Leveraging XBRL Data in Financial Analysis
Back in August 2003, Timothy Koller wrote in McKinsey Quarterly an article “Numbers investors can trust”, where he emphasized the importance of “genuine disclosure” of financial information by public companies. It was a call to corporations that wished to regain the trust of investors after the 2000 dot-com collapse. By strange coincidence, that year was marked by a new crisis of sub-prime mortgages, which was again partly related to the lack of proper disclosure of business and financial information.
Today, we observe how the XBRL standard approaches its maturity stage. There exist a number of different validation layers/tools developed by the government and private organizations for improving the quality and consistency of XBRL data. The filers themselves have gained from 2 to 4 years of experience working with the new standard and the US-GAAP Taxonomy underwent a series of improvements. In June 2013, the limited liability for misstatements in “Interactive Data” filings (XBRL) in the US will expire. All these factors indicate that it is time for financial analysts to draw their attention to XBRL, which provides a powerful and flexible framework for investigating companies’ financial performance in ultimate detail and enforcing the outliers to become more transparent.

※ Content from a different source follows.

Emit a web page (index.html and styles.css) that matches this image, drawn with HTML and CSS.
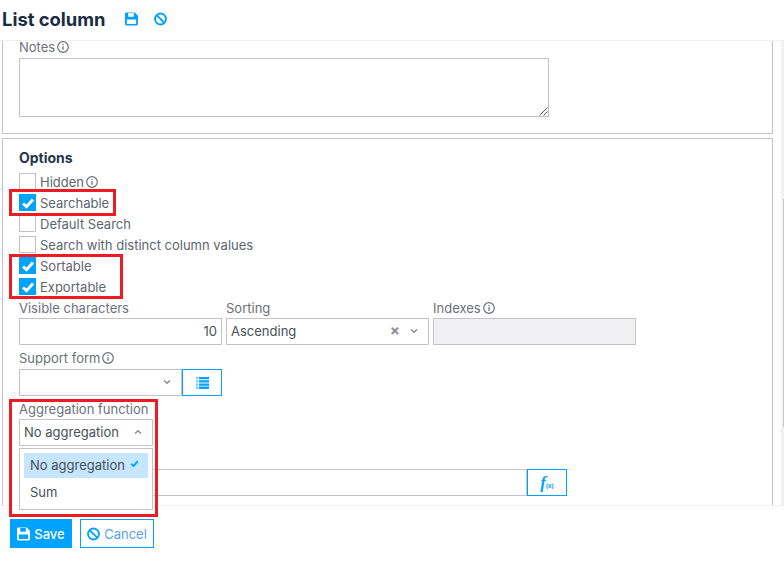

At FinDynamics.com, which stands for Financial Dynamics, we believe that one thing is still missing today – a simple and easy-to-learn tool for working with XBRL filings. What can be more familiar to the analysts and investors than Excel?! So, we decided to close this gap with our free Excel Add-in called XBRLAnalyst. It provides a seamless integration of Excel with XBRL filings and allows fetching the XBRL data in your existing workbooks and templates without any modifications to the latter. Moreover, we added Excel built-in functions that help pulling XBRL data together with other financial information provided by such aggregators as Bloomberg, Yahoo, and Google. In order to promote a more dynamic expansion of XBRL usage, we encourage users to collaborate by developing and sharing their Excel models leveraging XBRL. We believe that the full potential of XBRL reporting standard can be unearthed through interaction and collaboration and our XBRLAnalyst is intended to facilitate that. We collaborate with a research team from the University of Waterloo Centre for Information Integrity and Information System Assurance. They will use our software for performing data quality analysis on the XBRL filings of all the public companies in the US.